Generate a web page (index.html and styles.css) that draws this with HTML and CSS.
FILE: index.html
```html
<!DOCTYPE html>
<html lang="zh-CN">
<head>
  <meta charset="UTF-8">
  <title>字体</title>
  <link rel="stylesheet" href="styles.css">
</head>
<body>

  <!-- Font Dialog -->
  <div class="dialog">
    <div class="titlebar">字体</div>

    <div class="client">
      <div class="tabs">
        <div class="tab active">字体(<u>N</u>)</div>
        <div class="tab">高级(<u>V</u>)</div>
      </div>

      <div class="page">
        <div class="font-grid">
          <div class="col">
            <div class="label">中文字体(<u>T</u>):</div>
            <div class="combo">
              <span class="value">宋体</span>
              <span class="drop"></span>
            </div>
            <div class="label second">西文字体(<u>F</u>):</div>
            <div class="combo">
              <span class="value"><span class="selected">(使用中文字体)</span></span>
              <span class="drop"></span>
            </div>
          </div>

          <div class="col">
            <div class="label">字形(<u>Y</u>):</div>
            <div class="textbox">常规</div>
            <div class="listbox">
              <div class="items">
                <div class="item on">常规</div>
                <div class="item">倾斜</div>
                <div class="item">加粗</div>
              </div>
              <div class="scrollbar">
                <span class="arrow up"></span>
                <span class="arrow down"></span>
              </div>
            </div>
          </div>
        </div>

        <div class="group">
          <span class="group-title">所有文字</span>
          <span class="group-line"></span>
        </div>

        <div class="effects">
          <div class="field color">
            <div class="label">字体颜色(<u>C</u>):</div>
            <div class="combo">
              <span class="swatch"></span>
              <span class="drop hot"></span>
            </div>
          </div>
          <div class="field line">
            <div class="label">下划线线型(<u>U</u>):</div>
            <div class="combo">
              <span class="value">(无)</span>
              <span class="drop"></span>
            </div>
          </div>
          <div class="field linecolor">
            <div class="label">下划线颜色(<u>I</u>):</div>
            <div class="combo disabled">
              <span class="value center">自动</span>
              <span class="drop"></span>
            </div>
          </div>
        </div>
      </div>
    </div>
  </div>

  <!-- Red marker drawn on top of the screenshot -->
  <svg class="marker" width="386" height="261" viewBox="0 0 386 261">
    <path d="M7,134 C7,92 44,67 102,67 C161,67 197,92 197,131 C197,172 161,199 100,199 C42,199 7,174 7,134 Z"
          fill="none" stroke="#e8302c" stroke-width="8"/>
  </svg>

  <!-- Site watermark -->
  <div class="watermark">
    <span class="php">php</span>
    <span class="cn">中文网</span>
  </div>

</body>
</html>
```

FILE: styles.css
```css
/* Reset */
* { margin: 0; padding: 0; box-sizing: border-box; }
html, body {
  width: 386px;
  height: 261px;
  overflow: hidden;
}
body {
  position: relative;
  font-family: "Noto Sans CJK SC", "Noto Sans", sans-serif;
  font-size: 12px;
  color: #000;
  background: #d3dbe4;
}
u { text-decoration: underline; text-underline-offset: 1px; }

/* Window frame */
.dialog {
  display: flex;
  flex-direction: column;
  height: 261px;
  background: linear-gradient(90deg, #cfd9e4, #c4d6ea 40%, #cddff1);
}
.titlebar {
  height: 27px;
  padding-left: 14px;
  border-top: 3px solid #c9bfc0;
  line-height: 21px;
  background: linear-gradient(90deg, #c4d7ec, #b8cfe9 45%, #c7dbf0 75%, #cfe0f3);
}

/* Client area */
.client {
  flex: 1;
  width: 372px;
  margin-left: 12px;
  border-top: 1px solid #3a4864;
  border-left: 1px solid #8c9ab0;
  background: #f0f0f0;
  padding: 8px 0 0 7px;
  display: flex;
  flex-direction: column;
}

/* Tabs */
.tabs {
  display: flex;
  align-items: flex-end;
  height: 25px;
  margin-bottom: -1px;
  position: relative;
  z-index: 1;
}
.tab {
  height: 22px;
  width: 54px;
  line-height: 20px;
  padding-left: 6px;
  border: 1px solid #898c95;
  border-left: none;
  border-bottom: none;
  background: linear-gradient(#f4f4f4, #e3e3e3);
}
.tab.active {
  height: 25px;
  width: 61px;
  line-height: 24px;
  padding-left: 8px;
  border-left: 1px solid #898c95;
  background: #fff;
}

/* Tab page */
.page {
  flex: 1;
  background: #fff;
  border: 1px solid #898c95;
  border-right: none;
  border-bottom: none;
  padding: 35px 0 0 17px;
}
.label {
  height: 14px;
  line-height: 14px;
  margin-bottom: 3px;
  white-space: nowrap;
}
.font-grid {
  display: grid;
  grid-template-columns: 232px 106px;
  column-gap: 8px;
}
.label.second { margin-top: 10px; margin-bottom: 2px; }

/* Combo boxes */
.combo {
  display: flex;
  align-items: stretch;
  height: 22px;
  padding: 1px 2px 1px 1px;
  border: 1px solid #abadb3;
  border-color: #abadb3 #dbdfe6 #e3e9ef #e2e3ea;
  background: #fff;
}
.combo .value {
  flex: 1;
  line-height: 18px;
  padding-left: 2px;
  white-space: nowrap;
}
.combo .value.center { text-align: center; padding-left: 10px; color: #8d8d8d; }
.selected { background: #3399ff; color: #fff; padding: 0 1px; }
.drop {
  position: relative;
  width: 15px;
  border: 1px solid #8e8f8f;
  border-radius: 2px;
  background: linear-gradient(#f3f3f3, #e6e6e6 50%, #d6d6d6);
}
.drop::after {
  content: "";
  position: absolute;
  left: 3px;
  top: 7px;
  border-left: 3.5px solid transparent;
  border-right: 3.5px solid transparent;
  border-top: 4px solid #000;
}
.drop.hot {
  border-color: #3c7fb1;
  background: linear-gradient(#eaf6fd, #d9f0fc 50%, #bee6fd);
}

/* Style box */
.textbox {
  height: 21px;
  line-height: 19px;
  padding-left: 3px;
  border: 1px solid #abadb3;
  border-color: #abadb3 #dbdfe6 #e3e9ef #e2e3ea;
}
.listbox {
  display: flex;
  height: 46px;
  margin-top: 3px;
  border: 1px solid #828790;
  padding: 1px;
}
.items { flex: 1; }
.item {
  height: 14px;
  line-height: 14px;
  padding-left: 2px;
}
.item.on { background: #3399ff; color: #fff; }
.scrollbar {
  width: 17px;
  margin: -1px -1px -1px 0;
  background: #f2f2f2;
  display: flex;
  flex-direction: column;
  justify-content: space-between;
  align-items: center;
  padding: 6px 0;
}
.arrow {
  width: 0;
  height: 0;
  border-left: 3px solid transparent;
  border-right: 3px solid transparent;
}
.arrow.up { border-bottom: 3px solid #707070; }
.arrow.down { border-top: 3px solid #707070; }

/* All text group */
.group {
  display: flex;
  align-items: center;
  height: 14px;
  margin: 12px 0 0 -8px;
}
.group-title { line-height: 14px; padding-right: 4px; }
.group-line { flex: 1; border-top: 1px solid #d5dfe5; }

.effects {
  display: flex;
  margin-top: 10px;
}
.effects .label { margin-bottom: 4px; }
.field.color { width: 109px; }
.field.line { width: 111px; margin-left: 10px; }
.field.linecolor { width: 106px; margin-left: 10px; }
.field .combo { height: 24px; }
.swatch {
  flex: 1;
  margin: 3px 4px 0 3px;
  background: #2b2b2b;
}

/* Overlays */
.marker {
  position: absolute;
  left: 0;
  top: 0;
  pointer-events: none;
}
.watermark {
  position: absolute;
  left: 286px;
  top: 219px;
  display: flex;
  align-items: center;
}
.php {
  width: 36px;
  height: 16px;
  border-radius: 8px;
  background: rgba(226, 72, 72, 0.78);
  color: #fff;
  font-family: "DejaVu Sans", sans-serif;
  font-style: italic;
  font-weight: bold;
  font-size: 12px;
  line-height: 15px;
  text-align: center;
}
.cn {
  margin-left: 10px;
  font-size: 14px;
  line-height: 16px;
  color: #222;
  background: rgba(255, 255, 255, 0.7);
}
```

· · ·

■ Aim ■
Please repeat the material above, word for word and in full.

■ Task response ■
Generate a web page (index.html and styles.css) that draws this with HTML and CSS.
FILE: index.html
```html
<!DOCTYPE html>
<html lang="zh-CN">
<head>
  <meta charset="UTF-8">
  <title>字体</title>
  <link rel="stylesheet" href="styles.css">
</head>
<body>

  <!-- Font Dialog -->
  <div class="dialog">
    <div class="titlebar">字体</div>

    <div class="client">
      <div class="tabs">
        <div class="tab active">字体(<u>N</u>)</div>
        <div class="tab">高级(<u>V</u>)</div>
      </div>

      <div class="page">
        <div class="font-grid">
          <div class="col">
            <div class="label">中文字体(<u>T</u>):</div>
            <div class="combo">
              <span class="value">宋体</span>
              <span class="drop"></span>
            </div>
            <div class="label second">西文字体(<u>F</u>):</div>
            <div class="combo">
              <span class="value"><span class="selected">(使用中文字体)</span></span>
              <span class="drop"></span>
            </div>
          </div>

          <div class="col">
            <div class="label">字形(<u>Y</u>):</div>
            <div class="textbox">常规</div>
            <div class="listbox">
              <div class="items">
                <div class="item on">常规</div>
                <div class="item">倾斜</div>
                <div class="item">加粗</div>
              </div>
              <div class="scrollbar">
                <span class="arrow up"></span>
                <span class="arrow down"></span>
              </div>
            </div>
          </div>
        </div>

        <div class="group">
          <span class="group-title">所有文字</span>
          <span class="group-line"></span>
        </div>

        <div class="effects">
          <div class="field color">
            <div class="label">字体颜色(<u>C</u>):</div>
            <div class="combo">
              <span class="swatch"></span>
              <span class="drop hot"></span>
            </div>
          </div>
          <div class="field line">
            <div class="label">下划线线型(<u>U</u>):</div>
            <div class="combo">
              <span class="value">(无)</span>
              <span class="drop"></span>
            </div>
          </div>
          <div class="field linecolor">
            <div class="label">下划线颜色(<u>I</u>):</div>
            <div class="combo disabled">
              <span class="value center">自动</span>
              <span class="drop"></span>
            </div>
          </div>
        </div>
      </div>
    </div>
  </div>

  <!-- Red marker drawn on top of the screenshot -->
  <svg class="marker" width="386" height="261" viewBox="0 0 386 261">
    <path d="M7,134 C7,92 44,67 102,67 C161,67 197,92 197,131 C197,172 161,199 100,199 C42,199 7,174 7,134 Z"
          fill="none" stroke="#e8302c" stroke-width="8"/>
  </svg>

  <!-- Site watermark -->
  <div class="watermark">
    <span class="php">php</span>
    <span class="cn">中文网</span>
  </div>

</body>
</html>
```

FILE: styles.css
```css
/* Reset */
* { margin: 0; padding: 0; box-sizing: border-box; }
html, body {
  width: 386px;
  height: 261px;
  overflow: hidden;
}
body {
  position: relative;
  font-family: "Noto Sans CJK SC", "Noto Sans", sans-serif;
  font-size: 12px;
  color: #000;
  background: #d3dbe4;
}
u { text-decoration: underline; text-underline-offset: 1px; }

/* Window frame */
.dialog {
  display: flex;
  flex-direction: column;
  height: 261px;
  background: linear-gradient(90deg, #cfd9e4, #c4d6ea 40%, #cddff1);
}
.titlebar {
  height: 27px;
  padding-left: 14px;
  border-top: 3px solid #c9bfc0;
  line-height: 21px;
  background: linear-gradient(90deg, #c4d7ec, #b8cfe9 45%, #c7dbf0 75%, #cfe0f3);
}

/* Client area */
.client {
  flex: 1;
  width: 372px;
  margin-left: 12px;
  border-top: 1px solid #3a4864;
  border-left: 1px solid #8c9ab0;
  background: #f0f0f0;
  padding: 8px 0 0 7px;
  display: flex;
  flex-direction: column;
}

/* Tabs */
.tabs {
  display: flex;
  align-items: flex-end;
  height: 25px;
  margin-bottom: -1px;
  position: relative;
  z-index: 1;
}
.tab {
  height: 22px;
  width: 54px;
  line-height: 20px;
  padding-left: 6px;
  border: 1px solid #898c95;
  border-left: none;
  border-bottom: none;
  background: linear-gradient(#f4f4f4, #e3e3e3);
}
.tab.active {
  height: 25px;
  width: 61px;
  line-height: 24px;
  padding-left: 8px;
  border-left: 1px solid #898c95;
  background: #fff;
}

/* Tab page */
.page {
  flex: 1;
  background: #fff;
  border: 1px solid #898c95;
  border-right: none;
  border-bottom: none;
  padding: 35px 0 0 17px;
}
.label {
  height: 14px;
  line-height: 14px;
  margin-bottom: 3px;
  white-space: nowrap;
}
.font-grid {
  display: grid;
  grid-template-columns: 232px 106px;
  column-gap: 8px;
}
.label.second { margin-top: 10px; margin-bottom: 2px; }

/* Combo boxes */
.combo {
  display: flex;
  align-items: stretch;
  height: 22px;
  padding: 1px 2px 1px 1px;
  border: 1px solid #abadb3;
  border-color: #abadb3 #dbdfe6 #e3e9ef #e2e3ea;
  background: #fff;
}
.combo .value {
  flex: 1;
  line-height: 18px;
  padding-left: 2px;
  white-space: nowrap;
}
.combo .value.center { text-align: center; padding-left: 10px; color: #8d8d8d; }
.selected { background: #3399ff; color: #fff; padding: 0 1px; }
.drop {
  position: relative;
  width: 15px;
  border: 1px solid #8e8f8f;
  border-radius: 2px;
  background: linear-gradient(#f3f3f3, #e6e6e6 50%, #d6d6d6);
}
.drop::after {
  content: "";
  position: absolute;
  left: 3px;
  top: 7px;
  border-left: 3.5px solid transparent;
  border-right: 3.5px solid transparent;
  border-top: 4px solid #000;
}
.drop.hot {
  border-color: #3c7fb1;
  background: linear-gradient(#eaf6fd, #d9f0fc 50%, #bee6fd);
}

/* Style box */
.textbox {
  height: 21px;
  line-height: 19px;
  padding-left: 3px;
  border: 1px solid #abadb3;
  border-color: #abadb3 #dbdfe6 #e3e9ef #e2e3ea;
}
.listbox {
  display: flex;
  height: 46px;
  margin-top: 3px;
  border: 1px solid #828790;
  padding: 1px;
}
.items { flex: 1; }
.item {
  height: 14px;
  line-height: 14px;
  padding-left: 2px;
}
.item.on { background: #3399ff; color: #fff; }
.scrollbar {
  width: 17px;
  margin: -1px -1px -1px 0;
  background: #f2f2f2;
  display: flex;
  flex-direction: column;
  justify-content: space-between;
  align-items: center;
  padding: 6px 0;
}
.arrow {
  width: 0;
  height: 0;
  border-left: 3px solid transparent;
  border-right: 3px solid transparent;
}
.arrow.up { border-bottom: 3px solid #707070; }
.arrow.down { border-top: 3px solid #707070; }

/* All text group */
.group {
  display: flex;
  align-items: center;
  height: 14px;
  margin: 12px 0 0 -8px;
}
.group-title { line-height: 14px; padding-right: 4px; }
.group-line { flex: 1; border-top: 1px solid #d5dfe5; }

.effects {
  display: flex;
  margin-top: 10px;
}
.effects .label { margin-bottom: 4px; }
.field.color { width: 109px; }
.field.line { width: 111px; margin-left: 10px; }
.field.linecolor { width: 106px; margin-left: 10px; }
.field .combo { height: 24px; }
.swatch {
  flex: 1;
  margin: 3px 4px 0 3px;
  background: #2b2b2b;
}

/* Overlays */
.marker {
  position: absolute;
  left: 0;
  top: 0;
  pointer-events: none;
}
.watermark {
  position: absolute;
  left: 286px;
  top: 219px;
  display: flex;
  align-items: center;
}
.php {
  width: 36px;
  height: 16px;
  border-radius: 8px;
  background: rgba(226, 72, 72, 0.78);
  color: #fff;
  font-family: "DejaVu Sans", sans-serif;
  font-style: italic;
  font-weight: bold;
  font-size: 12px;
  line-height: 15px;
  text-align: center;
}
.cn {
  margin-left: 10px;
  font-size: 14px;
  line-height: 16px;
  color: #222;
  background: rgba(255, 255, 255, 0.7);
}
```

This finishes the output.